A prisoner needs to successfully complete 30 games to earn amnesty, and the script begins with Kable as the only prisoner to have ever reached 27 wins. Fifteen-year-old "3:10 to Yuma" actor Lerman is the gaming rock star who has been manipulating Kable from his wealthy family's living room, engaged by a gaming system that follows the boy's every gesture like a Wii on steroids, then forces Butler's character to do the same in real life.

"I didn't see the body parts till I got to the car; there's a lot of that in this movie," grinned the affable Butler, moments after filming a scene that has him shooting and running his way across the BMX track, dodging bullets, bikers and bodies. "I played it real tough, but to turn around and see bodies and half-heads? That's really disgusting. It's intense."

If you haven't wrapped your mind around the plot at this point, it's probably useless to mention that Kyra Sedgwick plays a reporter trying to take the game down, Ludacris and Alison Lohman are militant protesters trying to free Kable, and John Leguizamo is a fellow prisoner.

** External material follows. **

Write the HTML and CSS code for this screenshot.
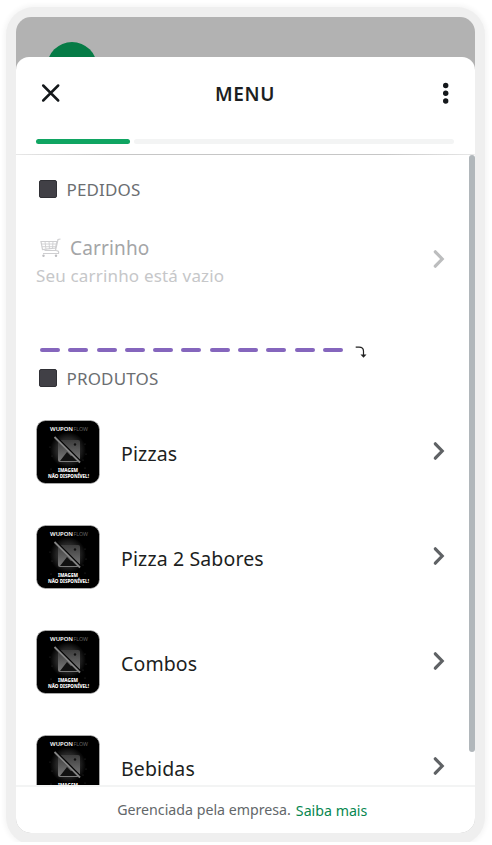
FILE: index.html
```html
<!DOCTYPE html>
<html lang="pt-BR">
<head>
<meta charset="utf-8">
<title>Menu</title>
<link rel="stylesheet" href="styles.css">
</head>
<body>
<svg width="0" height="0" class="defs" aria-hidden="true">
  <defs>
    <radialGradient id="glow"><stop offset="0" stop-color="#484848"/><stop offset=".65" stop-color="#242424"/><stop offset="1" stop-color="#000"/></radialGradient>
    <linearGradient id="pic" x1="0" y1="0" x2="0" y2="1"><stop offset="0" stop-color="#3c3c3c"/><stop offset="1" stop-color="#7c7c7c"/></linearGradient>
    <symbol id="noimg" viewBox="0 0 64 64">
      <rect x=".5" y=".5" width="63" height="63" rx="9" fill="#000" stroke="#bbb" stroke-width=".7"/>
      <circle cx="32" cy="30" r="18" fill="url(#glow)"/>
      <g fill="#343434"><circle cx="14" cy="27" r=".6"/><circle cx="16" cy="36" r=".6"/><circle cx="49" cy="24" r=".6"/><circle cx="50" cy="34" r=".6"/><circle cx="47" cy="40" r=".6"/><circle cx="15" cy="49" r=".6"/><circle cx="49" cy="48" r=".6"/></g>
      <rect x="22" y="20" width="22" height="22" rx="2" fill="url(#pic)"/>
      <path d="M24 41l7-9 4 4 2-1 5 6z" fill="#111"/>
      <circle cx="39" cy="24.500" r="1.200" fill="#111"/>
      <path d="M20 17.500l24 24" stroke="#000" stroke-width="3"/>
      <path d="M18.500 17L44 42.500" stroke="#858585" stroke-width="1.800"/>
      <text x="14" y="11" font-size="6" font-weight="600" fill="#fff" textLength="23" lengthAdjust="spacingAndGlyphs">WUPON</text>
      <text x="37.500" y="11" font-size="6" fill="#666" textLength="14.500" lengthAdjust="spacingAndGlyphs">FLOW</text>
      <text x="22" y="52" font-size="5" font-weight="800" fill="#fff" textLength="20" lengthAdjust="spacingAndGlyphs">IMAGEM</text>
      <text x="12" y="58" font-size="5" font-weight="800" fill="#fff" textLength="41" lengthAdjust="spacingAndGlyphs">NÃO DISPONÍVEL!</text>
    </symbol>
    <symbol id="chev" viewBox="0 0 14 20"><path d="M3.300 2.800L10.200 10l-6.900 7.200" fill="none" stroke="currentColor" stroke-width="3.200" stroke-linecap="round" stroke-linejoin="miter"/></symbol>
  </defs>
</svg>
<div class="frame">
  <div class="screen">
    <div class="backdrop"><div class="avatar"></div></div>
    <main class="sheet">
      <header class="header">
        <div class="bar">
          <svg class="close" viewBox="0 0 20 20"><path d="M2.200 2.500l15 15M17.200 2.500l-15 15" stroke="#14181b" stroke-width="2.500" stroke-linecap="round"/></svg>
          <h1>MENU</h1>
          <svg class="more" viewBox="0 0 6 22"><g fill="#14181b"><circle cx="2.700" cy="3.500" r="2.700"/><circle cx="2.700" cy="11.300" r="2.700"/><circle cx="2.700" cy="19" r="2.700"/></g></svg>
        </div>
        <div class="progress"><span class="done"></span><span class="rest"></span></div>
      </header>
      <div class="list">
        <h2><span class="square"></span><span>PEDIDOS</span></h2>
        <div class="cart">
          <div class="cart-text">
            <div class="cart-name">
              <svg class="cart-icon" viewBox="0 0 22 20"><g fill="none" stroke="#cfcfd1" stroke-width="1.200"><path d="M20.500 1l-2.500.5-2.500 11H4.500M1 3.500h16L15.500 10l-13 1.500z"/><path d="M5 3.500l1 8M9 3.500l.5 7.500M13 3.500l-.5 7.300M1.500 6h15M2 8.700h14" stroke-width=".9"/><path d="M15.500 12.500q4 0 3 3H3"/></g><g fill="#bdbdc0"><circle cx="3.500" cy="17.800" r="1.200"/><circle cx="16" cy="17.800" r="1.200"/></g></svg>
              <span>Carrinho</span>
            </div>
            <div class="cart-sub">Seu carrinho está vazio</div>
          </div>
          <svg class="chev faded"><use href="#chev"/></svg>
        </div>
        <div class="divider">
          <i></i><i></i><i></i><i></i><i></i><i></i><i></i><i></i><i></i><i></i><i></i>
          <svg class="turn" viewBox="0 0 12 12"><path d="M.7 1.200H4q4.500 0 4.500 4v4.500" fill="none" stroke="#222" stroke-width="1.200"/><path d="M5.500 8.500h6l-3 3.300z" fill="#222"/></svg>
        </div>
        <h2><span class="square"></span><span>PRODUTOS</span></h2>
        <div class="products">
          <div class="row"><svg class="thumb"><use href="#noimg"/></svg><span class="name">Pizzas</span><svg class="chev"><use href="#chev"/></svg></div>
          <div class="row"><svg class="thumb"><use href="#noimg"/></svg><span class="name">Pizza 2 Sabores</span><svg class="chev"><use href="#chev"/></svg></div>
          <div class="row"><svg class="thumb"><use href="#noimg"/></svg><span class="name">Combos</span><svg class="chev"><use href="#chev"/></svg></div>
          <div class="row"><svg class="thumb"><use href="#noimg"/></svg><span class="name">Bebidas</span><svg class="chev"><use href="#chev"/></svg></div>
        </div>
        <div class="scrollbar"></div>
      </div>
      <footer class="footer"><span class="managed">Gerenciada pela empresa.</span><a class="link">Saiba mais</a></footer>
    </main>
  </div>
</div>
</body>
</html>
```
FILE: styles.css
```css
* { box-sizing: border-box; }
html { overflow: hidden; background: #fff; }
body {
  margin: 0;
  height: 842px;
  overflow: hidden;
  font-family: "Noto Sans", "Open Sans", sans-serif;
  color: #1c1e21;
  white-space: nowrap;
}
.defs { position: absolute; }
.frame {
  width: 479px;
  height: 838px;
  margin: 7px 0 0 6px;
  padding: 10px;
  border-radius: 28px;
  background: #efefef;
  box-shadow: 0 0 5px 2px #f5f5f5;
}
.screen {
  width: 458.500px;
  height: 816px;
  border-radius: 15px;
  overflow: hidden;
  background: #b2b2b2;
}
.backdrop { height: 40px; padding: 25px 0 0 31px; overflow: hidden; }
.avatar { width: 50px; height: 50px; border-radius: 50%; background: #067b46; }
.sheet {
  height: 776px;
  display: flex;
  flex-direction: column;
  background: #fff;
  border-radius: 13px 13px 0 0;
}
.header {
  height: 98px;
  padding: 0 20.500px 0 20px;
  background: linear-gradient(90deg, #e8e8e8, #c6c6c6 20%, #c6c6c6 80%, #e8e8e8) bottom / 100% 1px no-repeat;
}
.bar { display: flex; align-items: center; height: 72px; padding: 0 5px; }
.close { width: 20px; height: 20px; }
.more { width: 6px; height: 22px; }
h1 { flex: 1; margin: 0; text-align: center; font-size: 19px; line-height: 26px; font-weight: 600; letter-spacing: .6px; padding: 2px 14px 0 0; }
.progress { display: flex; gap: 4px; height: 5px; margin-top: 10px; }
.progress span { border-radius: 3px; }
.done { width: 94px; background: #10a562; }
.rest { flex: 1; background: #f3f4f4; }
.list { position: relative; height: 630px; padding: 21px 20.500px 0 20px; overflow: hidden; }
h2 { display: flex; align-items: center; height: 26px; margin: 0; padding-left: 3px; gap: 9.500px; font-size: 17px; font-weight: 400; letter-spacing: .15px; color: #6b6e71; }
.square { width: 18px; height: 18px; border-radius: 2px; background: #414046; border: 1px solid #303035; }
.cart { display: flex; justify-content: space-between; align-items: center; height: 60px; margin-top: 30px; padding-right: 8px; }
.cart-name { display: flex; align-items: center; gap: 8px; height: 30px; padding-left: 4px; font-size: 19px; letter-spacing: .15px; color: #a4a5a7; }
.cart-icon { width: 22px; height: 20px; }
.cart-sub { height: 28px; line-height: 26px; font-size: 17px; letter-spacing: .17px; color: #c6c7c9; }
.chev { width: 14px; height: 20px; color: #5f6265; }
.row .chev { margin-bottom: 2px; }
.faded { color: #bcbdbe; margin-bottom: 6px; }
.divider { display: flex; align-items: center; gap: 8.300px; height: 12px; margin-top: 52px; padding-left: 4px; }
.divider i { width: 20px; height: 4px; border-radius: 2px; background: #8566bd; }
.turn { width: 12px; height: 12px; margin: 3px 0 0 4px; }
.divider + h2 { margin-top: 9px; }
.products { display: flex; flex-direction: column; gap: 41px; margin-top: 29px; }
.row { display: flex; align-items: center; height: 64px; padding-right: 8px; flex: none; }
.thumb { width: 64px; height: 64px; margin: 0 .5px 0 0; flex: none; }
.name { flex: 1; margin-left: 20.500px; font-size: 19.500px; line-height: 28px; letter-spacing: .13px; padding-top: 3px; }
.scrollbar { position: absolute; top: 0; right: 0; width: 6px; height: 597px; border-radius: 3px; background: #b1b7bb; }
.footer { height: 48px; border-top: 2px solid #f3f4f4; display: flex; justify-content: center; align-items: center; gap: 5px; padding-right: 6px; font-size: 14.200px; color: #63676a; }
.managed { padding-bottom: 1px; }
.link { color: #078750; padding-top: 1px; }
```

It would also further confuse you if we brought up the "fly cams" that film the prisoner's adventures, the secondary game that controls the pedestrians fleeing from every explosion, or the manner in which Kable and Simon eventually start communicating with each other.

"Here's the thing: I'm always amazed how, in films, it's the scenes you think are going to be awesome that sometimes aren't ... and the scenes that you never really thought [would work] end up being amazing," marveled Butler, arguably the fastest-rising Hollywood star of 2007. "We've only been filming for eight days now, and every day has been amazing. Every set has been incredible. There's something very open and yet intense and involved and real and gripping about it. ... I think this is turning out to be really cool."

For now, we'll have to take Butler's word for it. But whatever this thing ends up looking like, whatever it's eventually called, it just might become a name worth remembering.